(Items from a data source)
## begin
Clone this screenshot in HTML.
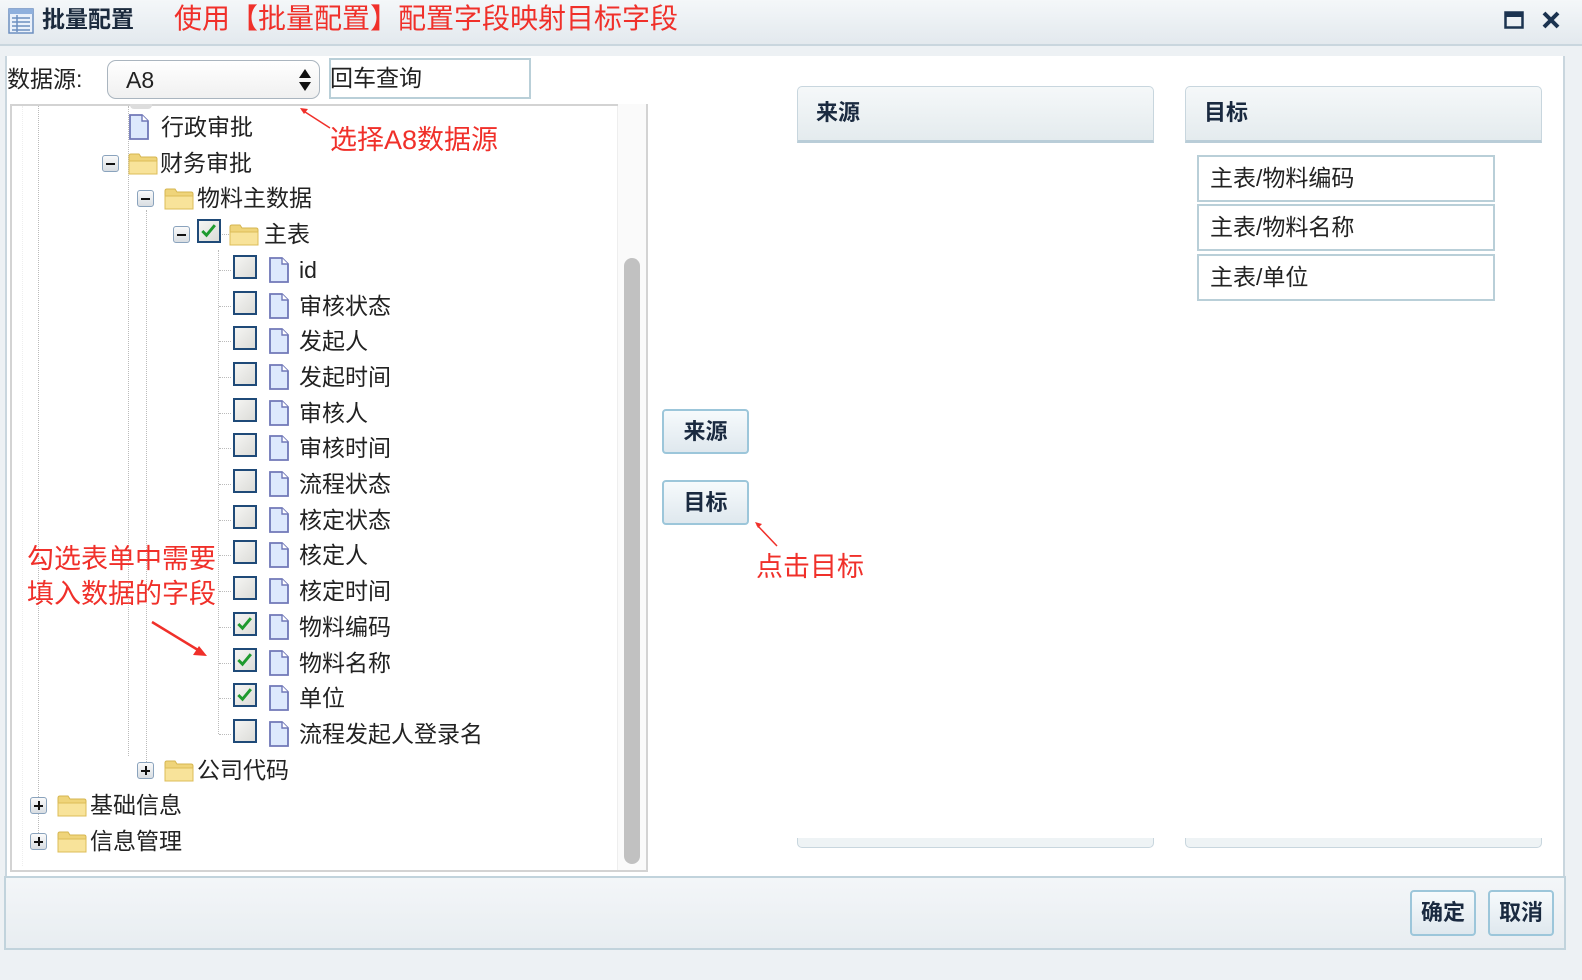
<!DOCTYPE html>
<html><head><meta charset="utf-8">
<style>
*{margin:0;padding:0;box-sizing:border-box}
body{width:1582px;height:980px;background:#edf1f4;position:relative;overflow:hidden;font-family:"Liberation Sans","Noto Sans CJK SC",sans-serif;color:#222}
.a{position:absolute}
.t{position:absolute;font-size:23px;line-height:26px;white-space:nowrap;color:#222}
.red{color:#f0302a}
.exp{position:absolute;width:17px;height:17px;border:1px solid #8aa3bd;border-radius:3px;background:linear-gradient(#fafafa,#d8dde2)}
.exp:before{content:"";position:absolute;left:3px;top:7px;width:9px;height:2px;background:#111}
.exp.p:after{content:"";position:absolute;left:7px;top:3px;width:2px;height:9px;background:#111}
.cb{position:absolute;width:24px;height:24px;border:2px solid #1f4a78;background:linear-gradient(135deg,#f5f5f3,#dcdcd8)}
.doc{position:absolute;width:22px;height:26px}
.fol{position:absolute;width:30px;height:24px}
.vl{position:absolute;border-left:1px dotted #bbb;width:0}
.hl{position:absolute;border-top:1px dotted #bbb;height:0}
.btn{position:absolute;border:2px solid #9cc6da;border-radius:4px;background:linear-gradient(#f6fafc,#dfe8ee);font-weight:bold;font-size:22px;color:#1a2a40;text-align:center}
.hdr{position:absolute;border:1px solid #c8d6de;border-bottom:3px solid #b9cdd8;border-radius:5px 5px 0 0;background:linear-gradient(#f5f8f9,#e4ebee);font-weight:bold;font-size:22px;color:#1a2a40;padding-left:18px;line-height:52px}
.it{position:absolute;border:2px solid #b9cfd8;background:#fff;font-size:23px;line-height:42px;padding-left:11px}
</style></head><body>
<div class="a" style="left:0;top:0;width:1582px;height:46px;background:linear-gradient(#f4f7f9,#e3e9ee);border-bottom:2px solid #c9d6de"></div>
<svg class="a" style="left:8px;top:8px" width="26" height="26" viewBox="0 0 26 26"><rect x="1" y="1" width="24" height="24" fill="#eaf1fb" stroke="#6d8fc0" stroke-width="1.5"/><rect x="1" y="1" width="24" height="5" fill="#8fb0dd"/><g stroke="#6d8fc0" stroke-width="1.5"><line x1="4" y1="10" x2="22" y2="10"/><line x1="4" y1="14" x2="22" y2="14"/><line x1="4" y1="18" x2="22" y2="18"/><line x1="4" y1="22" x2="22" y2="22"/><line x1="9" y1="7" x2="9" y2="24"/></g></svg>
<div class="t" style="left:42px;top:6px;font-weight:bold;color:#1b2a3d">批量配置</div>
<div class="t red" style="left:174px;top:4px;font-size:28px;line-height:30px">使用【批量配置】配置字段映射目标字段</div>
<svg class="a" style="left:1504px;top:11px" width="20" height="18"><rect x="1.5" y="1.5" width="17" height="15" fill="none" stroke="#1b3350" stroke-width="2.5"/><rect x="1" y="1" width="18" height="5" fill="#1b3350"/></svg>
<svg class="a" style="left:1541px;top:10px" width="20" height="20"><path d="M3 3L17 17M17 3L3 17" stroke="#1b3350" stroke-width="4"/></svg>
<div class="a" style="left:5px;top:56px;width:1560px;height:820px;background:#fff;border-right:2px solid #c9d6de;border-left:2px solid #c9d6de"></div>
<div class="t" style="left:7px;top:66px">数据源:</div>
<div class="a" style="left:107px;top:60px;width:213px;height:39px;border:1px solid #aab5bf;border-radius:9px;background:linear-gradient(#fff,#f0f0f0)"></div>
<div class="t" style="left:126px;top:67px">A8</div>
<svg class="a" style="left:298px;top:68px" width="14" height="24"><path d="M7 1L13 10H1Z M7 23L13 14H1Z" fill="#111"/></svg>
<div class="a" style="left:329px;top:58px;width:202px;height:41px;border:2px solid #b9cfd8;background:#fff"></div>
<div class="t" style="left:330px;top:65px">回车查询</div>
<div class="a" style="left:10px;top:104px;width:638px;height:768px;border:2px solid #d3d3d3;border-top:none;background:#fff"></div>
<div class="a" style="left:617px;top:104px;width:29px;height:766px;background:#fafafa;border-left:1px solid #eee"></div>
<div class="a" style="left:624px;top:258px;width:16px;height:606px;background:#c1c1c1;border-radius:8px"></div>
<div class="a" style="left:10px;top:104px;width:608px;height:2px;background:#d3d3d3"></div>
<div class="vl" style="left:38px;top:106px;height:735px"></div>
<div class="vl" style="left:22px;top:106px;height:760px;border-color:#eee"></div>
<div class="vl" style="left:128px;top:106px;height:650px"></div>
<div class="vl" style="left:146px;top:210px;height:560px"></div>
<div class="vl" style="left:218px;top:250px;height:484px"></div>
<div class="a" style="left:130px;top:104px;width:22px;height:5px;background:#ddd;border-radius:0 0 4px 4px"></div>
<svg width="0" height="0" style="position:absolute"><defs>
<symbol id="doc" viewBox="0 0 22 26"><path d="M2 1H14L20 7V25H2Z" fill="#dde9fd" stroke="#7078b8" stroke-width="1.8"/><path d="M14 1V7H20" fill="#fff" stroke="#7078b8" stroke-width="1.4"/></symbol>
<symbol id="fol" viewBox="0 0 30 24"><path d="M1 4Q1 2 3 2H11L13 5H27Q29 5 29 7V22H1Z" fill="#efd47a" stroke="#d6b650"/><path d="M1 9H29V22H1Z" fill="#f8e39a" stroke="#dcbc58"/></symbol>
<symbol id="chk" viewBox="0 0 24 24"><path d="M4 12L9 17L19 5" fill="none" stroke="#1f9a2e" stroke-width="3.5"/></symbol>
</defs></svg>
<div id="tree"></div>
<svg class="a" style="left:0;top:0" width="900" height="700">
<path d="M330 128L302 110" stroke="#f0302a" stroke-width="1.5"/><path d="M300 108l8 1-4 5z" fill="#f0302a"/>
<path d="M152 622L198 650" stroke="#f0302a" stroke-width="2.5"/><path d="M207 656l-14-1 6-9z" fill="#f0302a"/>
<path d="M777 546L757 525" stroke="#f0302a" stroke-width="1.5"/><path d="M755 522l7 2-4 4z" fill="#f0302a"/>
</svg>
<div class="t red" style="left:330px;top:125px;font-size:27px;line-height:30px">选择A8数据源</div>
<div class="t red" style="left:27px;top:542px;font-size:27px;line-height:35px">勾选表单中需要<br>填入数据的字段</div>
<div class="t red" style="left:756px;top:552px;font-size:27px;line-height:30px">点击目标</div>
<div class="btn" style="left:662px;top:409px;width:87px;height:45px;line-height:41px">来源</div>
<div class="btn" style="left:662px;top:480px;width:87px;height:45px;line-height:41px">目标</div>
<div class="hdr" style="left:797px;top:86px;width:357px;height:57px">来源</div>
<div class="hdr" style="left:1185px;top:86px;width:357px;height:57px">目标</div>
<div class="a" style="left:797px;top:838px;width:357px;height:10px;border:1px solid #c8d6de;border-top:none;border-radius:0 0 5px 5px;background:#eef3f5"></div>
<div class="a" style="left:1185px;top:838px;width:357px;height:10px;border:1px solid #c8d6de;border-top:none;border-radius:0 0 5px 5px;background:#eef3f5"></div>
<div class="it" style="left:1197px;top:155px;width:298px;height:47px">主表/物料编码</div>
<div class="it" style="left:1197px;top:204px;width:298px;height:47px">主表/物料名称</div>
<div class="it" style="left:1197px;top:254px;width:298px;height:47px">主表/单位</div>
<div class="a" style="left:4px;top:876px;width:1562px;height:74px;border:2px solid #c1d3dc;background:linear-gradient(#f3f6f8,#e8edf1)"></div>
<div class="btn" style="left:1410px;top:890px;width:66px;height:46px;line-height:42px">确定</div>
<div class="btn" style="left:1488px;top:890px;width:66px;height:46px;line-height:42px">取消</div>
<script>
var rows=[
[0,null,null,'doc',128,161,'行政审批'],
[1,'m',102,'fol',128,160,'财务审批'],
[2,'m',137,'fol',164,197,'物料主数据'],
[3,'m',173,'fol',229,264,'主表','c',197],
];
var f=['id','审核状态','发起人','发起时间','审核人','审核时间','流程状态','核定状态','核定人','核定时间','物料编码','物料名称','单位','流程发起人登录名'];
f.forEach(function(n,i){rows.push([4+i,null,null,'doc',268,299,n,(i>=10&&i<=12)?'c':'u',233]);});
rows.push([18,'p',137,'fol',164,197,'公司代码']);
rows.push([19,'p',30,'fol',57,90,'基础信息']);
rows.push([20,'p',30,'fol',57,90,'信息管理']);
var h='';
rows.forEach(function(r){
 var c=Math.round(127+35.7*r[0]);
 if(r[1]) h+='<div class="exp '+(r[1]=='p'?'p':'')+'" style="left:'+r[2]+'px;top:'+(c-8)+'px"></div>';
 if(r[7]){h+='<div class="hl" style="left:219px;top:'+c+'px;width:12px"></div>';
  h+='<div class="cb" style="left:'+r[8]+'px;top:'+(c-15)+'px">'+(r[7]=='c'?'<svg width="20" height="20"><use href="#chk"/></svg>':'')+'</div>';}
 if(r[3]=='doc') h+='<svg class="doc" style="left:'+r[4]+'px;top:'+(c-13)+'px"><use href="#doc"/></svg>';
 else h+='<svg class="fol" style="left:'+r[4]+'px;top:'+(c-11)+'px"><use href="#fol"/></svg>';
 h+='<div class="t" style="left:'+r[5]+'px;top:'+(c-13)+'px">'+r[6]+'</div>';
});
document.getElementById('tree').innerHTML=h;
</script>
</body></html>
## end
## begin
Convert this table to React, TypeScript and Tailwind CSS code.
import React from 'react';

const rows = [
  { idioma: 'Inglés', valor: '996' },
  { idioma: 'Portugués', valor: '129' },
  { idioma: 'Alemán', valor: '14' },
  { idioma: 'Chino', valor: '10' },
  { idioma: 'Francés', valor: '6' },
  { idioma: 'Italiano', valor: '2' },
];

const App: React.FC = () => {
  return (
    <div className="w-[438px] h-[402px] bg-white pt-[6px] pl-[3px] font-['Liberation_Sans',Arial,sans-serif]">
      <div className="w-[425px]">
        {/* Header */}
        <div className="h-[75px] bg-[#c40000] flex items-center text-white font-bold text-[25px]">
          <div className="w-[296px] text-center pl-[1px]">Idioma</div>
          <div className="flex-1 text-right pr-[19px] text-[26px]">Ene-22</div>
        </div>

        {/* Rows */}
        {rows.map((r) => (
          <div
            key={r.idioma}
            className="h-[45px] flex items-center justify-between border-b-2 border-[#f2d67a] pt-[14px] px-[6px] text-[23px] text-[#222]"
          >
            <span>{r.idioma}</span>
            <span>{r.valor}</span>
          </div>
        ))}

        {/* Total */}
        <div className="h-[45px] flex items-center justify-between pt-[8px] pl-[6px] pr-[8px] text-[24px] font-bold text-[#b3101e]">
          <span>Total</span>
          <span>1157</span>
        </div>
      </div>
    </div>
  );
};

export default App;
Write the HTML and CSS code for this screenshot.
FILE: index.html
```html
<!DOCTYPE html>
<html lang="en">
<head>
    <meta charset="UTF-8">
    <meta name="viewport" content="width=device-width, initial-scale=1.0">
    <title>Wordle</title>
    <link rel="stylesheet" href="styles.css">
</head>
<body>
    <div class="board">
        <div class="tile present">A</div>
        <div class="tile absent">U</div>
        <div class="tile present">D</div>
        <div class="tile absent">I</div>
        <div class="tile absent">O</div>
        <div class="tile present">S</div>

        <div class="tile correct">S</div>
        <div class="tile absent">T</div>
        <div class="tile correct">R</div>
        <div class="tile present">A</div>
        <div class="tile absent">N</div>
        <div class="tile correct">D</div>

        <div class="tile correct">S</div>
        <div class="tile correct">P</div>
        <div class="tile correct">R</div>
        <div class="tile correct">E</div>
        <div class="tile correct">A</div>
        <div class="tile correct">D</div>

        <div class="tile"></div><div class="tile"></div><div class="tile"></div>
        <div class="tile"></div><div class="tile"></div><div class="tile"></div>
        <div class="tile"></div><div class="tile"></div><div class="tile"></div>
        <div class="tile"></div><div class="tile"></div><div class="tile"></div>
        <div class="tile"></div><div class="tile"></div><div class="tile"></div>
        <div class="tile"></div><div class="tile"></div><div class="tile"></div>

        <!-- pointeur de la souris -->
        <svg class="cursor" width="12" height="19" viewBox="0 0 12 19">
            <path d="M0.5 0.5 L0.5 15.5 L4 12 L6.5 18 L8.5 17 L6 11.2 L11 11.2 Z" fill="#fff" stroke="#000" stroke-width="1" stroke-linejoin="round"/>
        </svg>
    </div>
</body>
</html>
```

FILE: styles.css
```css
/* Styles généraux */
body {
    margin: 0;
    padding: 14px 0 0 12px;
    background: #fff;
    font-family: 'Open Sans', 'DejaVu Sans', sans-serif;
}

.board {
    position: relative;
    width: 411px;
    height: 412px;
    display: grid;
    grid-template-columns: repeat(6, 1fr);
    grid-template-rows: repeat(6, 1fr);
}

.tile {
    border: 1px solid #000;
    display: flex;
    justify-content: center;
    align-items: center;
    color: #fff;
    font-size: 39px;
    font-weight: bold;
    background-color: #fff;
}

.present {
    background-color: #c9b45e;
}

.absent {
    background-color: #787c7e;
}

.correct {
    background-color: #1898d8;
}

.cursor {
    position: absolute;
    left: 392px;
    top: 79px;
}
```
## end
## begin
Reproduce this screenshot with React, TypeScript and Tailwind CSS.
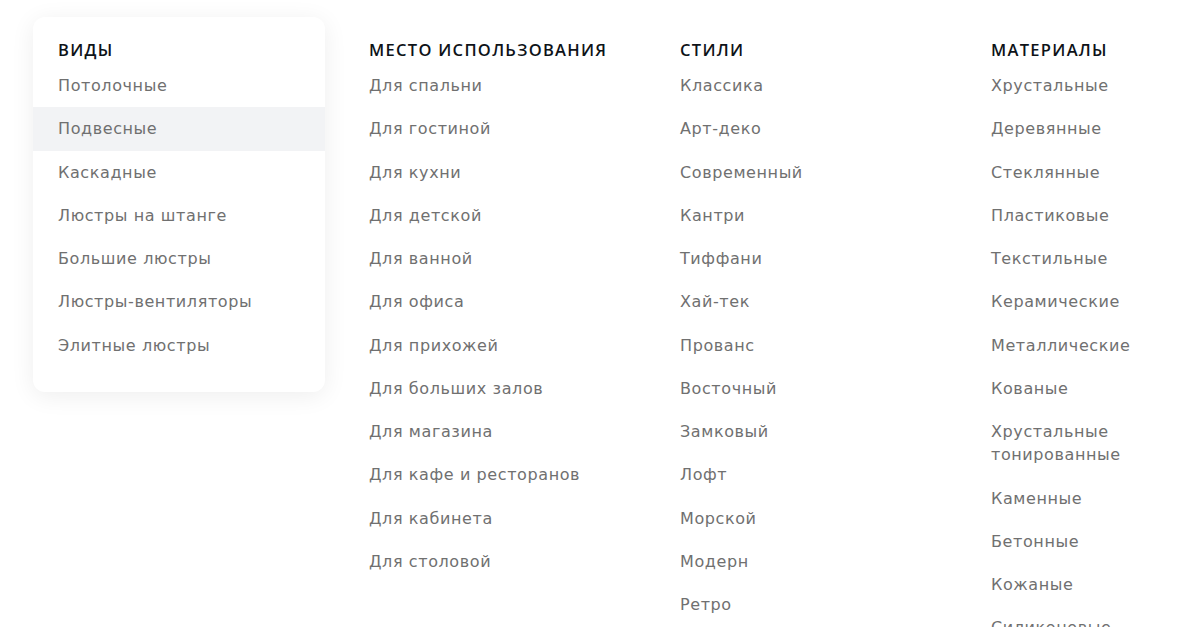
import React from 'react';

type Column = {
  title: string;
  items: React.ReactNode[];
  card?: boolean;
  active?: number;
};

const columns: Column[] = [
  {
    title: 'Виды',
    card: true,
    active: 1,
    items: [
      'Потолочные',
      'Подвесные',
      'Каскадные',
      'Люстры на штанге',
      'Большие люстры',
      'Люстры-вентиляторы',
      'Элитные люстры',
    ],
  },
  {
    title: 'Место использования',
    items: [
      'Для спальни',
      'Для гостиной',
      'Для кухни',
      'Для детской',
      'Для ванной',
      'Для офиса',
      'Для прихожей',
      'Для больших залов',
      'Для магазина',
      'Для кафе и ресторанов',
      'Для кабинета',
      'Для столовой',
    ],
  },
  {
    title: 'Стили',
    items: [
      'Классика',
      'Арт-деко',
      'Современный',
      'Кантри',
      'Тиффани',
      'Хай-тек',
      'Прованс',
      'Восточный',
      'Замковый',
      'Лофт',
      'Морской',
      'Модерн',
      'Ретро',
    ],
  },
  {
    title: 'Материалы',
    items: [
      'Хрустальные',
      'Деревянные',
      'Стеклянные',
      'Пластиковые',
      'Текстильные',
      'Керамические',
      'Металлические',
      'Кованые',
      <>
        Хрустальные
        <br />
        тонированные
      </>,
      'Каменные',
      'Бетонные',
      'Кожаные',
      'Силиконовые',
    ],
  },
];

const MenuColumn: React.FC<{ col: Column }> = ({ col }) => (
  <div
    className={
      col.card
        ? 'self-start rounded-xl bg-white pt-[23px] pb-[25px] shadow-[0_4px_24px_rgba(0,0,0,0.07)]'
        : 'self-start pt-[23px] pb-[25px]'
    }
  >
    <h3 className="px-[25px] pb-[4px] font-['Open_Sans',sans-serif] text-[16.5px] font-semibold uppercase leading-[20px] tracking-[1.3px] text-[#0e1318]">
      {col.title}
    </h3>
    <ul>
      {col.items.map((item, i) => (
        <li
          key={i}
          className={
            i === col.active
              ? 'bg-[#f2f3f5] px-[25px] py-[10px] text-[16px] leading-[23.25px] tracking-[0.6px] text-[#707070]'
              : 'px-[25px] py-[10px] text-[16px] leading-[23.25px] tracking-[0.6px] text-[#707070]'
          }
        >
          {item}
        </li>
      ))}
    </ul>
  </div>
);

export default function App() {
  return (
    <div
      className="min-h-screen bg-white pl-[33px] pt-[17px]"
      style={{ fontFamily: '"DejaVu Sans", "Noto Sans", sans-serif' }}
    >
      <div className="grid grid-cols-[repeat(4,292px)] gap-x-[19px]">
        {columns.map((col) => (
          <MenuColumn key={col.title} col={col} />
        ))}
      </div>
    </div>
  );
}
## end
Take each line of the material that contains the word "screenshot" and list it.

◆ REPLY ◆
Clone this screenshot in HTML.
Write the HTML and CSS code for this screenshot.
Reproduce this screenshot with React, TypeScript and Tailwind CSS.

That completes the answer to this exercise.